### [What is being asked]
Quote every line of the data below as it stands, omitting pictures.

### [Data provided]
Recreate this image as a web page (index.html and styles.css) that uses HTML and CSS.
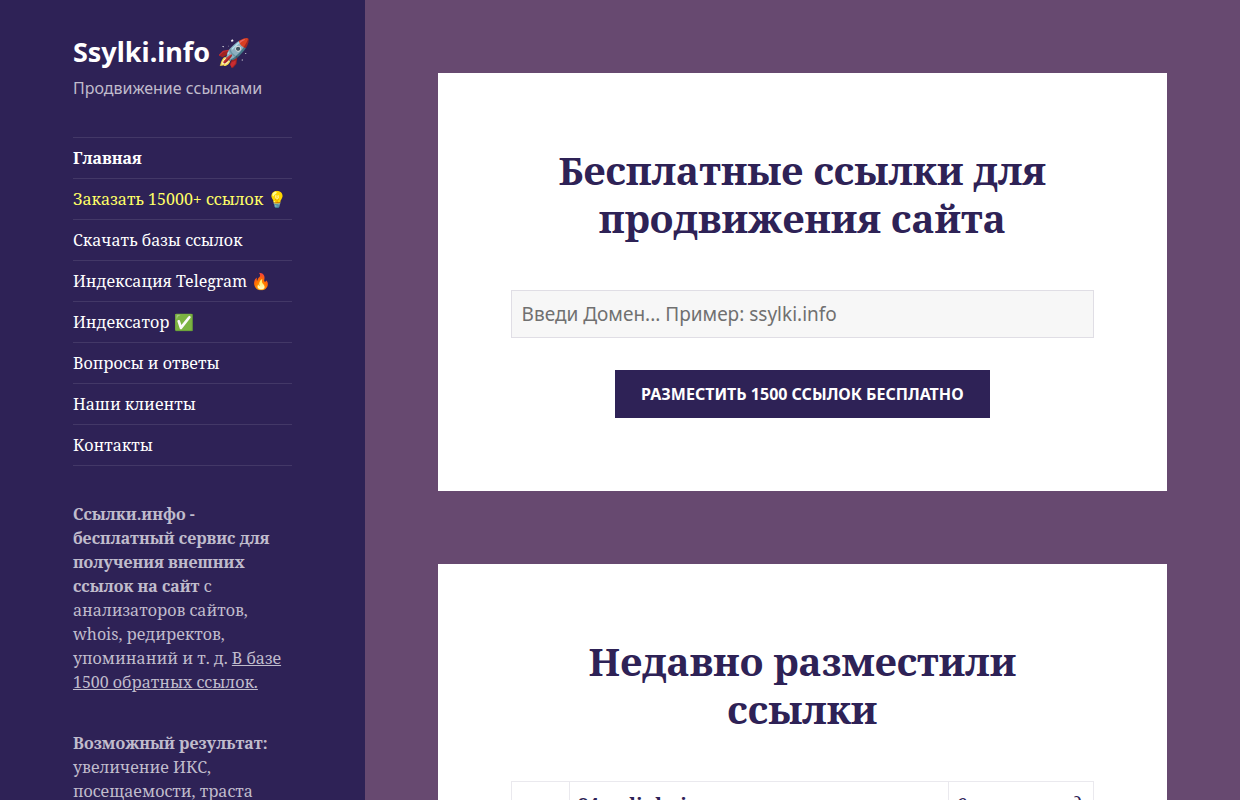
FILE: index.html
```
<!DOCTYPE html>
<html lang="ru">
<head>
<meta charset="utf-8">
<meta name="viewport" content="width=device-width, initial-scale=1">
<title>Ssylki.info</title>
<link rel="stylesheet" href="styles.css">
</head>
<body>
<div class="site">
  <aside class="sidebar">
    <header class="branding">
      <h2 class="site-title"><a href="#">Ssylki.info 🚀</a></h2>
      <p class="site-description">Продвижение ссылками</p>
    </header>
    <nav>
      <ul class="menu">
        <li><a class="current" href="#">Главная</a></li>
        <li><a class="promo" href="#">Заказать 15000+ ссылок 💡</a></li>
        <li><a href="#">Скачать базы ссылок</a></li>
        <li><a href="#">Индексация Telegram 🔥</a></li>
        <li><a href="#">Индексатор ✅</a></li>
        <li><a href="#">Вопросы и ответы</a></li>
        <li><a href="#">Наши клиенты</a></li>
        <li><a href="#">Контакты</a></li>
      </ul>
    </nav>
    <div class="widget">
      <p><strong>Ссылки.инфо - бесплатный сервис для получения внешних ссылок на сайт</strong> с анализаторов сайтов, whois, редиректов, упоминаний и т. д. <a href="#">В базе 1500 обратных ссылок.</a></p>
      <p><strong>Возможный результат:</strong> увеличение ИКС, посещаемости, траста</p>
    </div>
  </aside>
  <main class="content">
    <section class="card">
      <h1 class="card-title">Бесплатные ссылки для продвижения сайта</h1>
      <form class="form">
        <input class="domain" type="text" aria-label="Домен" placeholder="Введи Домен... Пример: ssylki.info">
        <button class="submit" type="button">Разместить 1500 ссылок бесплатно</button>
      </form>
    </section>
    <section class="card">
      <h2 class="card-title">Недавно разместили ссылки</h2>
      <table class="recent">
        <tbody>
          <tr><td class="icon"></td><td><strong>84.onlinkr.is</strong></td><td class="time"><em>9 часов назад</em></td></tr>
        </tbody>
      </table>
    </section>
  </main>
</div>
</body>
</html>
```
FILE: styles.css
```
* {
  box-sizing: border-box;
}

html,
body {
  height: 100%;
}

body {
  margin: 0;
  background: #674970;
  color: #2e2256;
  font-family: "Noto Serif", "Liberation Serif", serif;
  font-size: 19px;
  line-height: 32px;
}

.site {
  display: grid;
  grid-template-columns: 5fr 12fr;
  height: 100%;
  overflow: hidden;
}

.sidebar {
  padding: 32px 20% 0;
  background: #2e2256;
  color: #c0bccc;
  font-size: 16px;
  line-height: 24px;
}

.branding {
  margin-bottom: 37px;
  font-family: "Noto Sans", sans-serif;
}

.site-title {
  margin: 0 0 4px;
  font-size: 27px;
  line-height: 40px;
}

.site-title a {
  color: #fff;
  text-decoration: none;
}

.site-description {
  margin: 0;
}

.menu {
  margin: 0 0 36px;
  padding: 0;
  border-bottom: 1px solid #433867;
  list-style: none;
}

.menu a {
  display: block;
  padding: 8px 0;
  border-top: 1px solid #433867;
  color: #fff;
  text-decoration: none;
  white-space: nowrap;
}

.menu .current {
  font-weight: 700;
}

.menu .promo {
  color: #ffff66;
}

.widget p {
  margin: 0 0 37px;
}

.widget a {
  color: inherit;
}

.content {
  padding: 73px calc(100% / 12);
}

.card {
  margin-bottom: 73px;
  padding: 73px 10%;
  background: #fff;
}

.card-title {
  margin: 0 0 48px;
  font-size: 39px;
  font-weight: 700;
  line-height: 48px;
  text-align: center;
}

.form {
  display: flex;
  flex-direction: column;
  align-items: center;
  gap: 32px;
}

.domain {
  width: 100%;
  height: 48px;
  padding: 0 10px;
  border: 1px solid #e0dee5;
  border-radius: 0;
  background: #f7f7f7;
  color: #707070;
  font-family: "Noto Sans", sans-serif;
  font-size: 19px;
}

.domain::placeholder {
  color: #707070;
  opacity: 1;
}

.submit {
  height: 48px;
  padding: 0 26px;
  border: 0;
  background: #2e2256;
  color: #fff;
  font-family: "Noto Sans", sans-serif;
  font-size: 16px;
  font-weight: 700;
  text-transform: uppercase;
}

.recent {
  width: 100%;
  border-collapse: collapse;
  table-layout: fixed;
}

.recent td {
  padding: 7px 8px;
  border: 1px solid #eae9ee;
  white-space: nowrap;
}

.icon {
  width: 10%;
}

.time {
  width: 25%;
}
```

### [Written response]
Recreate this image as a web page (index.html and styles.css) that uses HTML and CSS.
FILE: index.html
```
<!DOCTYPE html>
<html lang="ru">
<head>
<meta charset="utf-8">
<meta name="viewport" content="width=device-width, initial-scale=1">
<title>Ssylki.info</title>
<link rel="stylesheet" href="styles.css">
</head>
<body>
<div class="site">
  <aside class="sidebar">
    <header class="branding">
      <h2 class="site-title"><a href="#">Ssylki.info 🚀</a></h2>
      <p class="site-description">Продвижение ссылками</p>
    </header>
    <nav>
      <ul class="menu">
        <li><a class="current" href="#">Главная</a></li>
        <li><a class="promo" href="#">Заказать 15000+ ссылок 💡</a></li>
        <li><a href="#">Скачать базы ссылок</a></li>
        <li><a href="#">Индексация Telegram 🔥</a></li>
        <li><a href="#">Индексатор ✅</a></li>
        <li><a href="#">Вопросы и ответы</a></li>
        <li><a href="#">Наши клиенты</a></li>
        <li><a href="#">Контакты</a></li>
      </ul>
    </nav>
    <div class="widget">
      <p><strong>Ссылки.инфо - бесплатный сервис для получения внешних ссылок на сайт</strong> с анализаторов сайтов, whois, редиректов, упоминаний и т. д. <a href="#">В базе 1500 обратных ссылок.</a></p>
      <p><strong>Возможный результат:</strong> увеличение ИКС, посещаемости, траста</p>
    </div>
  </aside>
  <main class="content">
    <section class="card">
      <h1 class="card-title">Бесплатные ссылки для продвижения сайта</h1>
      <form class="form">
        <input class="domain" type="text" aria-label="Домен" placeholder="Введи Домен... Пример: ssylki.info">
        <button class="submit" type="button">Разместить 1500 ссылок бесплатно</button>
      </form>
    </section>
    <section class="card">
      <h2 class="card-title">Недавно разместили ссылки</h2>
      <table class="recent">
        <tbody>
          <tr><td class="icon"></td><td><strong>84.onlinkr.is</strong></td><td class="time"><em>9 часов назад</em></td></tr>
        </tbody>
      </table>
    </section>
  </main>
</div>
</body>
</html>
```
FILE: styles.css
```
* {
  box-sizing: border-box;
}

html,
body {
  height: 100%;
}

body {
  margin: 0;
  background: #674970;
  color: #2e2256;
  font-family: "Noto Serif", "Liberation Serif", serif;
  font-size: 19px;
  line-height: 32px;
}

.site {
  display: grid;
  grid-template-columns: 5fr 12fr;
  height: 100%;
  overflow: hidden;
}

.sidebar {
  padding: 32px 20% 0;
  background: #2e2256;
  color: #c0bccc;
  font-size: 16px;
  line-height: 24px;
}

.branding {
  margin-bottom: 37px;
  font-family: "Noto Sans", sans-serif;
}

.site-title {
  margin: 0 0 4px;
  font-size: 27px;
  line-height: 40px;
}

.site-title a {
  color: #fff;
  text-decoration: none;
}

.site-description {
  margin: 0;
}

.menu {
  margin: 0 0 36px;
  padding: 0;
  border-bottom: 1px solid #433867;
  list-style: none;
}

.menu a {
  display: block;
  padding: 8px 0;
  border-top: 1px solid #433867;
  color: #fff;
  text-decoration: none;
  white-space: nowrap;
}

.menu .current {
  font-weight: 700;
}

.menu .promo {
  color: #ffff66;
}

.widget p {
  margin: 0 0 37px;
}

.widget a {
  color: inherit;
}

.content {
  padding: 73px calc(100% / 12);
}

.card {
  margin-bottom: 73px;
  padding: 73px 10%;
  background: #fff;
}

.card-title {
  margin: 0 0 48px;
  font-size: 39px;
  font-weight: 700;
  line-height: 48px;
  text-align: center;
}

.form {
  display: flex;
  flex-direction: column;
  align-items: center;
  gap: 32px;
}

.domain {
  width: 100%;
  height: 48px;
  padding: 0 10px;
  border: 1px solid #e0dee5;
  border-radius: 0;
  background: #f7f7f7;
  color: #707070;
  font-family: "Noto Sans", sans-serif;
  font-size: 19px;
}

.domain::placeholder {
  color: #707070;
  opacity: 1;
}

.submit {
  height: 48px;
  padding: 0 26px;
  border: 0;
  background: #2e2256;
  color: #fff;
  font-family: "Noto Sans", sans-serif;
  font-size: 16px;
  font-weight: 700;
  text-transform: uppercase;
}

.recent {
  width: 100%;
  border-collapse: collapse;
  table-layout: fixed;
}

.recent td {
  padding: 7px 8px;
  border: 1px solid #eae9ee;
  white-space: nowrap;
}

.icon {
  width: 10%;
}

.time {
  width: 25%;
}
```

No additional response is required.